Thursday, 22 January 2015

Best Actor 2014: Bradley Cooper in American Sniper

Bradley Cooper received his third Oscar nomination for portraying Chris Kyle in American Sniper.

American Sniper is an uneven film, with a far too many clich├ęs, but not a wholly ineffective telling of the story of Chris Kyle dubbed the most lethal sniper in American history. 

Bradley Cooper has received his third consecutive Oscar nomination this time being the first time where it is not from a David O. Russell film, and the first time he plays a real person. After his over acted work in American Hustle Cooper thankfully has dialed it back substantially to play Chris Kyle in this film. In addition to his physical transformation in the part Cooper plays the role with a thick Texan accent. Cooper makes it consistent and naturally sound, but most importantly it contributes greatly into the way he becomes Kyle. Cooper makes the transition seem relatively simple but it is very effective in terms of disappearing into the role of Chris Kyle.

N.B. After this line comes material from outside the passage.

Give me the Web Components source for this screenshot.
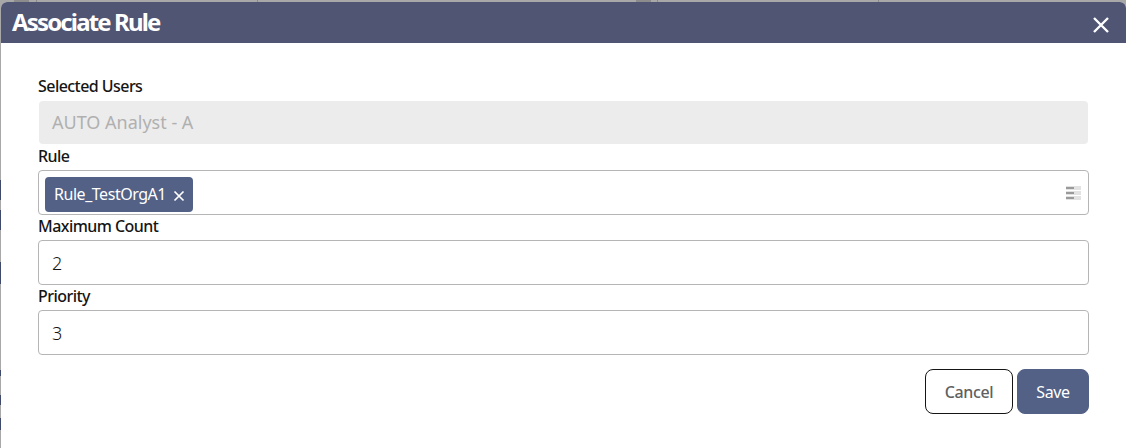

Cooper in fact does not have a single scene where he is manic or does his wild eyes routine once. He stays with Kyle as a man who Cooper plays rather well as a somewhat reserved figure. It is interesting because the way Cooper does it is not like someone who purposefully closes them off emotionally, but rather is a man from a specific background where he has learned to behave in a certain way. 

In some of the earliest scenes chronologically speaking we are given some particularly standard scenes as Kyle begins his career in the military and starts the courtship of his wife Taya (Sienna Miller). Cooper is good in them though carrying a certain charm as Kyle. He importantly does not overplay this though bringing out a likability that is very much fitting to a guy like Kyle. These scenes are written as particularity standard interactions between future husband and wife and after their wedding it is rather standard husband and wife interactions. Cooper though is good even given the somewhat weak material presented to him. He does his very best to sell everything he has and is at least convincing in creating an honest feeling relationship between Kyle and his wife, even though it is about as standard as one could be. Cooper though does not ever the weak material weigh down his performance. He gives it his all still, and creates well enough the starting point for Kyle's life just before he is about to go to war where he seems to find his true calling. 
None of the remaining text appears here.